True to their name, glasswing butterflies sport remarkably transparent wings that help them hide in plain sight. New work shows how narrow, bristlelike scales and a waxy, glare-cutting coating combine to make parts of the wings nearly invisible.
Most moths and butterflies get their vibrant colors from flat scales that tile the wing surface like shingles; relatively few species have clear wings. Nipam Patel, an evolutionary and developmental biologist at the Marine Biology Laboratory, first investigated the wings of several such species with his students in an embryology class. “It was amazing,” he says, “because they found every way you could imagine to have a transparent wing—from having see-through scales to no scales at all.”

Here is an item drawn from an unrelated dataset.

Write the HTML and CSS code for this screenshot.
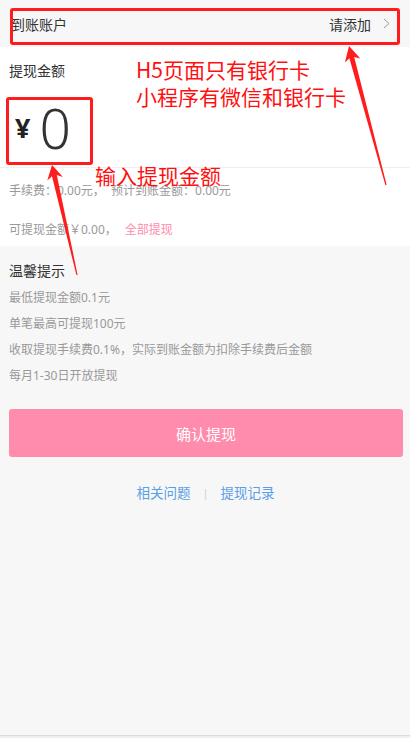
FILE: index.html
```html
<!DOCTYPE html>
<html lang="zh-CN">
<head>
<meta charset="utf-8">
<title>提现</title>
<link rel="stylesheet" href="styles.css">
</head>
<body>
<div class="page">
  <div class="account-row">
    <span class="account-label">到账账户</span>
    <span class="account-add">请添加
      <svg class="chevron" width="7" height="11" viewBox="0 0 7 11"><polyline points="1,1 6,5.5 1,10" fill="none" stroke="#9a9a9a" stroke-width="1"/></svg>
    </span>
  </div>

  <div class="amount-card">
    <div class="amount-title">提现金额</div>
    <div class="amount-row">
      <span class="yen">¥</span>
      <span class="amount-value">0</span>
    </div>
    <div class="fee-line">手续费：0.00元，&nbsp; 预计到账金额：0.00元</div>
    <div class="avail-line">可提现金额￥0.00，<a class="all-link">全部提现</a></div>
  </div>

  <div class="tips">
    <div class="tips-title">温馨提示</div>
    <div class="tip">最低提现金额0.1元</div>
    <div class="tip">单笔最高可提现100元</div>
    <div class="tip">收取提现手续费0.1%，实际到账金额为扣除手续费后金额</div>
    <div class="tip">每月1-30日开放提现</div>
  </div>

  <button class="confirm-btn">确认提现</button>

  <div class="links">
    <a class="link">相关问题</a>
    <span class="sep">|</span>
    <a class="link">提现记录</a>
  </div>

  <div class="spacer"></div>
  <div class="bottom-bar"></div>

  <!-- annotations -->
  <div class="mark mark-account"></div>
  <div class="mark mark-amount"></div>
  <div class="note note-top">H5页面只有银行卡<br>小程序有微信和银行卡</div>
  <div class="note note-amount">输入提现金额</div>
  <svg class="arrows" width="410" height="738" viewBox="0 0 410 738">
    <polygon fill="#ff1c1c" points="349,46 360.3,58.4 354.2,57 386.6,184.8 385.4,185.2 349.4,58.2 344.9,62.6"/>
    <polygon fill="#ff1c1c" points="52,165 62.9,176.9 56.8,175.1 77.6,274.9 76.4,275.1 52,176.3 47.3,180.5"/>
  </svg>
</div>
</body>
</html>
```

FILE: styles.css
```css
* { box-sizing: border-box; }
html, body { margin: 0; padding: 0; }
body {
  background: #f7f7f7;
  font-family: "Noto Sans", "Noto Sans CJK SC", sans-serif;
  color: #333;
}
.page {
  position: relative;
  width: 410px;
  min-height: 738px;
  display: flex;
  flex-direction: column;
  background: #f7f7f7;
}
.account-row {
  height: 47px;
  display: flex;
  align-items: center;
  justify-content: space-between;
  padding: 0 20px 0 11px;
  font-size: 14px;
  background: #f7f7f7;
}
.account-add {
  display: flex;
  align-items: center;
  gap: 12px;
}
.chevron { display: block; }

.amount-card {
  background: #fff;
  padding: 14px 0 6px 9px;
}
.amount-title {
  font-size: 14px;
  line-height: 20px;
}
.amount-row {
  margin-top: 7px;
  height: 80px;
  margin-left: -9px;
  padding-left: 15px;
  display: flex;
  align-items: center;
  border-bottom: 1px solid #efefef;
}
.yen {
  font-size: 27px;
  font-weight: bold;
  line-height: 1;
  margin-right: 9px;
  color: #222;
}
.amount-value {
  font-size: 55px;
  font-weight: 300;
  line-height: 1;
  color: #333;
  font-family: "Noto Sans", "Noto Sans CJK SC", sans-serif;
}
.fee-line {
  margin-top: 13px;
  font-size: 12px;
  line-height: 20px;
  color: #999;
}
.avail-line {
  margin-top: 19px;
  font-size: 12px;
  line-height: 20px;
  color: #999;
}
.all-link {
  color: #ff8cac;
  margin-left: 8px;
}

.tips {
  padding: 15px 9px 0;
}
.tips-title {
  font-size: 14px;
  line-height: 20px;
  color: #333;
  margin-bottom: 4px;
}
.tip {
  font-size: 12px;
  line-height: 26px;
  color: #999;
}

.confirm-btn {
  margin: 20px 7px 0 9px;
  height: 48px;
  border: none;
  border-radius: 3px;
  background: #ff8cac;
  color: #fff;
  font-size: 15px;
  font-family: "Noto Sans", "Noto Sans CJK SC", sans-serif;
}

.links {
  margin-top: 26px;
  display: flex;
  justify-content: center;
  align-items: center;
  gap: 12px;
  font-size: 13.5px;
  line-height: 20px;
  padding-left: 1px;
}
.link { color: #5a9ee8; }
.sep { color: #d0d0d0; font-size: 11px; }

.spacer { flex: 1; }
.bottom-bar {
  height: 3px;
  border-top: 1px solid #dcdcdc;
  background: #efefef;
}

/* annotations */
.mark {
  position: absolute;
  border: 3px solid #ff1c1c;
  border-radius: 3px;
}
.mark-account { left: 10px; top: 8px; width: 390px; height: 37px; }
.mark-amount { left: 6px; top: 97px; width: 87px; height: 68px; }
.note {
  position: absolute;
  color: #ff1010;
  font-family: "Noto Sans CJK SC", sans-serif;
  font-size: 21px;
  line-height: 27px;
}
.note-top { left: 136px; top: 56px; }
.note-amount { left: 95px; top: 162px; }
.arrows {
  position: absolute;
  left: 0;
  top: 0;
  pointer-events: none;
}
```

Previous studies that explored the structural diversity and optical properties of wing transparency involved adult specimens held in museums, so the developmental processes underlying transparency were largely unknown. For a new study in the Journal of Experimental Biology, Patel and his colleagues raised glasswing butterflies and tracked their wing development, creating the first detailed time-series record of the process. Their work shows that glasswing butterflies grow sparse, narrow bristles for the clear patches as well as broader scales (top right), using fewer scale precursor cells than other butterflies do.
Colorless wings can be shiny, so butterflies have evolved ways of reducing reflected light. Using powerful electron microscopes, the researchers took a closer look at nanopillars—minuscule structures that are known to prevent glare—scattered on the glassy wings' surface. The team saw that a regularly spaced layer of nanopillars made from chitin, a fibrous substance found in insect exoskeletons, supports an irregular layer of nanopillars made from a waxy chemical that significantly lowers the amount of reflected light. The researchers say these findings could inspire new antireflective materials.
The study also sets the groundwork for future efforts to pinpoint the genetic mechanisms by which butterfly and moth color (or the lack thereof) evolves, says Cornell University ecologist Robert Reed, who was not involved with the study. “Scales are the evolutionary innovation that marks moths and butterflies,” Reed notes, “so it's kind of remarkable that there has been a reversion of sorts [from color to colorless] in some species.”